> [WHAT IS EXPECTED] In this exercise, return the whole listing exactly, excluding any images.

Start of COLLECTED MATERIAL

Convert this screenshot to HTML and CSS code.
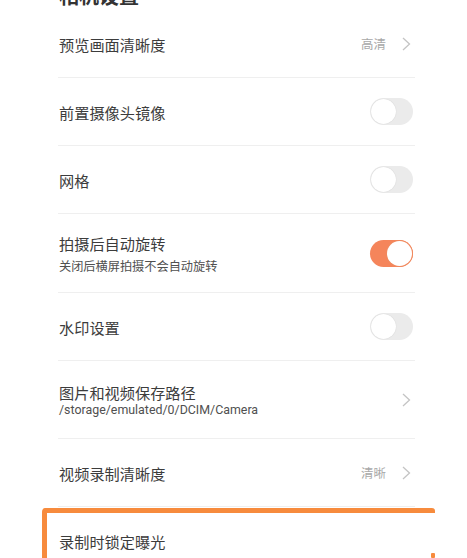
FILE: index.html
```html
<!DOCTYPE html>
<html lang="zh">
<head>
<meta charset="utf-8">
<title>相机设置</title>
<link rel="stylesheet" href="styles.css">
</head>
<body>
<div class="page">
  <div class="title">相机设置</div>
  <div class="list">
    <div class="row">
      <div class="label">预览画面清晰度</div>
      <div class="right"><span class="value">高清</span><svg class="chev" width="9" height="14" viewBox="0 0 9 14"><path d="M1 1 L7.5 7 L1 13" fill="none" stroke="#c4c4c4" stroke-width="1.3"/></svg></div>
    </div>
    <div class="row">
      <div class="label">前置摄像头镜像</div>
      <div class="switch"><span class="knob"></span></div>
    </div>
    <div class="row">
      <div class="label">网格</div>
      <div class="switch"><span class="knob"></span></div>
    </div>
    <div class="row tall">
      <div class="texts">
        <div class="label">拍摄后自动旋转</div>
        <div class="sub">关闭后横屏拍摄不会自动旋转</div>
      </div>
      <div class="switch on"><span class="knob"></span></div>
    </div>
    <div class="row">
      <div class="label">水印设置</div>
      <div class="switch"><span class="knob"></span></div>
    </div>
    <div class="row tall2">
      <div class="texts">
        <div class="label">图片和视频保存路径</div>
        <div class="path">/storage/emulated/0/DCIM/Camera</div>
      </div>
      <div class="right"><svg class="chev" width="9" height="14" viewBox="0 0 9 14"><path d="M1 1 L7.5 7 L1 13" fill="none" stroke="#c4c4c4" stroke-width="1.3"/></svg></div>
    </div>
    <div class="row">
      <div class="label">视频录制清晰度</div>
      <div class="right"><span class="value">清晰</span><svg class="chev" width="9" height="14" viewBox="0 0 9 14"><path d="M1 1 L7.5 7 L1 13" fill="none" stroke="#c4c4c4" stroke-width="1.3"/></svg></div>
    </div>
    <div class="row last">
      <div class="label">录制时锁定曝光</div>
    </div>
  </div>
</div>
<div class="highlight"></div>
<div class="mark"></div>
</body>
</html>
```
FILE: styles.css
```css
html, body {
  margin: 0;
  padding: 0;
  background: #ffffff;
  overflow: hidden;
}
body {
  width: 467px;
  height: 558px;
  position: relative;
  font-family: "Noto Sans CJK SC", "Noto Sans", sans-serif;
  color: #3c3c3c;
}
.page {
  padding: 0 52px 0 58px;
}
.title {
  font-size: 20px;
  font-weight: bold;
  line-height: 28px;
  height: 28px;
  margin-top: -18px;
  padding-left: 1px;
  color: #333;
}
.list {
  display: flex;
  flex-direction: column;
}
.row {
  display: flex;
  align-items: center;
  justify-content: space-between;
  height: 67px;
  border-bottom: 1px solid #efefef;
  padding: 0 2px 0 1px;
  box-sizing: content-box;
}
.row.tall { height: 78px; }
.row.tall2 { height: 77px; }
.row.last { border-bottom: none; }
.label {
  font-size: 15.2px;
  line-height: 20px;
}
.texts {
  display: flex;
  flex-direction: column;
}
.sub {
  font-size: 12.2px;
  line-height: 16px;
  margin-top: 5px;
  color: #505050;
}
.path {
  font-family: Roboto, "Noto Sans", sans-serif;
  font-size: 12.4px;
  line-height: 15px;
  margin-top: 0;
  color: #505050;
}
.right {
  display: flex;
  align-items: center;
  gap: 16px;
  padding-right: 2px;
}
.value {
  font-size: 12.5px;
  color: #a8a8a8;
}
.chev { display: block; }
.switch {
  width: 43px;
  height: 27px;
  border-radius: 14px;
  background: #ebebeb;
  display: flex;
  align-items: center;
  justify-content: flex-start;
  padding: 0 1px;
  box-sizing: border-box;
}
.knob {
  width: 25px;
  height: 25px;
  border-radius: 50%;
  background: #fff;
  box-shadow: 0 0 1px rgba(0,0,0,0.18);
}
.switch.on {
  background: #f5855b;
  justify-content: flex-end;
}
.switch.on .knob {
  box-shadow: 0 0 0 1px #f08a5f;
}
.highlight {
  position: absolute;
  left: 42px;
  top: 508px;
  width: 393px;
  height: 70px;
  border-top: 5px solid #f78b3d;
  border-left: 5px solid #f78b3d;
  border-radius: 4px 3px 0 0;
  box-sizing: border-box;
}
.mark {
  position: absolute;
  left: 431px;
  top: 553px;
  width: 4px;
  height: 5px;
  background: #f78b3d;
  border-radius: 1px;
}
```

End of COLLECTED MATERIAL

> [THE OUTPUT]
Convert this screenshot to HTML and CSS code.
FILE: index.html
```html
<!DOCTYPE html>
<html lang="zh">
<head>
<meta charset="utf-8">
<title>相机设置</title>
<link rel="stylesheet" href="styles.css">
</head>
<body>
<div class="page">
  <div class="title">相机设置</div>
  <div class="list">
    <div class="row">
      <div class="label">预览画面清晰度</div>
      <div class="right"><span class="value">高清</span><svg class="chev" width="9" height="14" viewBox="0 0 9 14"><path d="M1 1 L7.5 7 L1 13" fill="none" stroke="#c4c4c4" stroke-width="1.3"/></svg></div>
    </div>
    <div class="row">
      <div class="label">前置摄像头镜像</div>
      <div class="switch"><span class="knob"></span></div>
    </div>
    <div class="row">
      <div class="label">网格</div>
      <div class="switch"><span class="knob"></span></div>
    </div>
    <div class="row tall">
      <div class="texts">
        <div class="label">拍摄后自动旋转</div>
        <div class="sub">关闭后横屏拍摄不会自动旋转</div>
      </div>
      <div class="switch on"><span class="knob"></span></div>
    </div>
    <div class="row">
      <div class="label">水印设置</div>
      <div class="switch"><span class="knob"></span></div>
    </div>
    <div class="row tall2">
      <div class="texts">
        <div class="label">图片和视频保存路径</div>
        <div class="path">/storage/emulated/0/DCIM/Camera</div>
      </div>
      <div class="right"><svg class="chev" width="9" height="14" viewBox="0 0 9 14"><path d="M1 1 L7.5 7 L1 13" fill="none" stroke="#c4c4c4" stroke-width="1.3"/></svg></div>
    </div>
    <div class="row">
      <div class="label">视频录制清晰度</div>
      <div class="right"><span class="value">清晰</span><svg class="chev" width="9" height="14" viewBox="0 0 9 14"><path d="M1 1 L7.5 7 L1 13" fill="none" stroke="#c4c4c4" stroke-width="1.3"/></svg></div>
    </div>
    <div class="row last">
      <div class="label">录制时锁定曝光</div>
    </div>
  </div>
</div>
<div class="highlight"></div>
<div class="mark"></div>
</body>
</html>
```
FILE: styles.css
```css
html, body {
  margin: 0;
  padding: 0;
  background: #ffffff;
  overflow: hidden;
}
body {
  width: 467px;
  height: 558px;
  position: relative;
  font-family: "Noto Sans CJK SC", "Noto Sans", sans-serif;
  color: #3c3c3c;
}
.page {
  padding: 0 52px 0 58px;
}
.title {
  font-size: 20px;
  font-weight: bold;
  line-height: 28px;
  height: 28px;
  margin-top: -18px;
  padding-left: 1px;
  color: #333;
}
.list {
  display: flex;
  flex-direction: column;
}
.row {
  display: flex;
  align-items: center;
  justify-content: space-between;
  height: 67px;
  border-bottom: 1px solid #efefef;
  padding: 0 2px 0 1px;
  box-sizing: content-box;
}
.row.tall { height: 78px; }
.row.tall2 { height: 77px; }
.row.last { border-bottom: none; }
.label {
  font-size: 15.2px;
  line-height: 20px;
}
.texts {
  display: flex;
  flex-direction: column;
}
.sub {
  font-size: 12.2px;
  line-height: 16px;
  margin-top: 5px;
  color: #505050;
}
.path {
  font-family: Roboto, "Noto Sans", sans-serif;
  font-size: 12.4px;
  line-height: 15px;
  margin-top: 0;
  color: #505050;
}
.right {
  display: flex;
  align-items: center;
  gap: 16px;
  padding-right: 2px;
}
.value {
  font-size: 12.5px;
  color: #a8a8a8;
}
.chev { display: block; }
.switch {
  width: 43px;
  height: 27px;
  border-radius: 14px;
  background: #ebebeb;
  display: flex;
  align-items: center;
  justify-content: flex-start;
  padding: 0 1px;
  box-sizing: border-box;
}
.knob {
  width: 25px;
  height: 25px;
  border-radius: 50%;
  background: #fff;
  box-shadow: 0 0 1px rgba(0,0,0,0.18);
}
.switch.on {
  background: #f5855b;
  justify-content: flex-end;
}
.switch.on .knob {
  box-shadow: 0 0 0 1px #f08a5f;
}
.highlight {
  position: absolute;
  left: 42px;
  top: 508px;
  width: 393px;
  height: 70px;
  border-top: 5px solid #f78b3d;
  border-left: 5px solid #f78b3d;
  border-radius: 4px 3px 0 0;
  box-sizing: border-box;
}
.mark {
  position: absolute;
  left: 431px;
  top: 553px;
  width: 4px;
  height: 5px;
  background: #f78b3d;
  border-radius: 1px;
}
```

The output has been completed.